- _Brief_: Repeat the full listing below verbatim and keep the images out.

* Start *

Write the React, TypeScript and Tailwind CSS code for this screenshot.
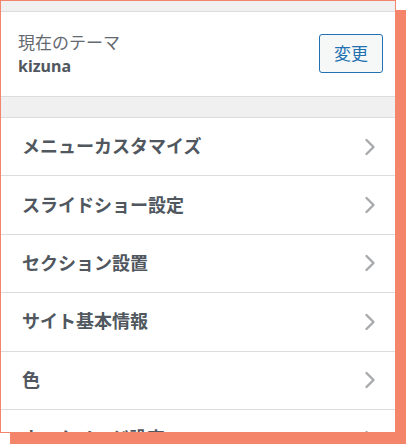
const ITEMS = [
  "メニューカスタマイズ",
  "スライドショー設定",
  "セクション設置",
  "サイト基本情報",
  "色",
  "ホームページ設定",
]

function Chevron() {
  return (
    <svg width="12" height="20" viewBox="0 0 12 20" fill="none" aria-hidden="true">
      <path d="M2.5 3 L9.5 10 L2.5 17" stroke="#a7aaad" strokeWidth="2.4" strokeLinecap="round" strokeLinejoin="round" />
    </svg>
  )
}

export default function App() {
  return (
    <div
      className="relative w-[406px] h-[444px] bg-white overflow-hidden"
      style={{ fontFamily: '"Noto Sans", "Noto Sans CJK JP", sans-serif' }}
    >
      <div className="absolute left-[10px] top-[10px] right-0 bottom-0 bg-[#f4846a]" />
      <div className="relative w-[396px] h-[433px] border border-[#f4846a] bg-white overflow-hidden flex flex-col">
        <div className="h-[11px] shrink-0 bg-[#f0f0f1] border-b border-[#dcdcde]" />
        <div className="h-[85px] shrink-0 flex items-center justify-between pl-[17px] pr-[12px] border-b border-[#dcdcde]">
          <div className="flex flex-col">
            <span className="text-[17px] leading-[22px] text-[#646970]">現在のテーマ</span>
            <span className="text-[16px] leading-[22px] font-bold text-[#50575e] mt-[1px]">kizuna</span>
          </div>
          <button className="w-[64px] h-[39px] rounded-[3px] border border-[#2271b1] bg-[#f6f7f7] text-[17px] text-[#2271b1] mt-[-1px]">
            変更
          </button>
        </div>
        <div className="h-[21px] shrink-0 bg-[#f0f0f1] border-b border-[#dcdcde]" />
        {ITEMS.map(label => (
          <div
            key={label}
            className="h-[58.4px] shrink-0 flex items-center justify-between pl-[21px] pr-[19px] border-b border-[#dcdcde]"
          >
            <span className="text-[18px] font-semibold text-[#50575e]">{label}</span>
            <Chevron />
          </div>
        ))}
      </div>
    </div>
  )
}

* End *

- _Solution to the exercise_:
Write the React, TypeScript and Tailwind CSS code for this screenshot.
const ITEMS = [
  "メニューカスタマイズ",
  "スライドショー設定",
  "セクション設置",
  "サイト基本情報",
  "色",
  "ホームページ設定",
]

function Chevron() {
  return (
    <svg width="12" height="20" viewBox="0 0 12 20" fill="none" aria-hidden="true">
      <path d="M2.5 3 L9.5 10 L2.5 17" stroke="#a7aaad" strokeWidth="2.4" strokeLinecap="round" strokeLinejoin="round" />
    </svg>
  )
}

export default function App() {
  return (
    <div
      className="relative w-[406px] h-[444px] bg-white overflow-hidden"
      style={{ fontFamily: '"Noto Sans", "Noto Sans CJK JP", sans-serif' }}
    >
      <div className="absolute left-[10px] top-[10px] right-0 bottom-0 bg-[#f4846a]" />
      <div className="relative w-[396px] h-[433px] border border-[#f4846a] bg-white overflow-hidden flex flex-col">
        <div className="h-[11px] shrink-0 bg-[#f0f0f1] border-b border-[#dcdcde]" />
        <div className="h-[85px] shrink-0 flex items-center justify-between pl-[17px] pr-[12px] border-b border-[#dcdcde]">
          <div className="flex flex-col">
            <span className="text-[17px] leading-[22px] text-[#646970]">現在のテーマ</span>
            <span className="text-[16px] leading-[22px] font-bold text-[#50575e] mt-[1px]">kizuna</span>
          </div>
          <button className="w-[64px] h-[39px] rounded-[3px] border border-[#2271b1] bg-[#f6f7f7] text-[17px] text-[#2271b1] mt-[-1px]">
            変更
          </button>
        </div>
        <div className="h-[21px] shrink-0 bg-[#f0f0f1] border-b border-[#dcdcde]" />
        {ITEMS.map(label => (
          <div
            key={label}
            className="h-[58.4px] shrink-0 flex items-center justify-between pl-[21px] pr-[19px] border-b border-[#dcdcde]"
          >
            <span className="text-[18px] font-semibold text-[#50575e]">{label}</span>
            <Chevron />
          </div>
        ))}
      </div>
    </div>
  )
}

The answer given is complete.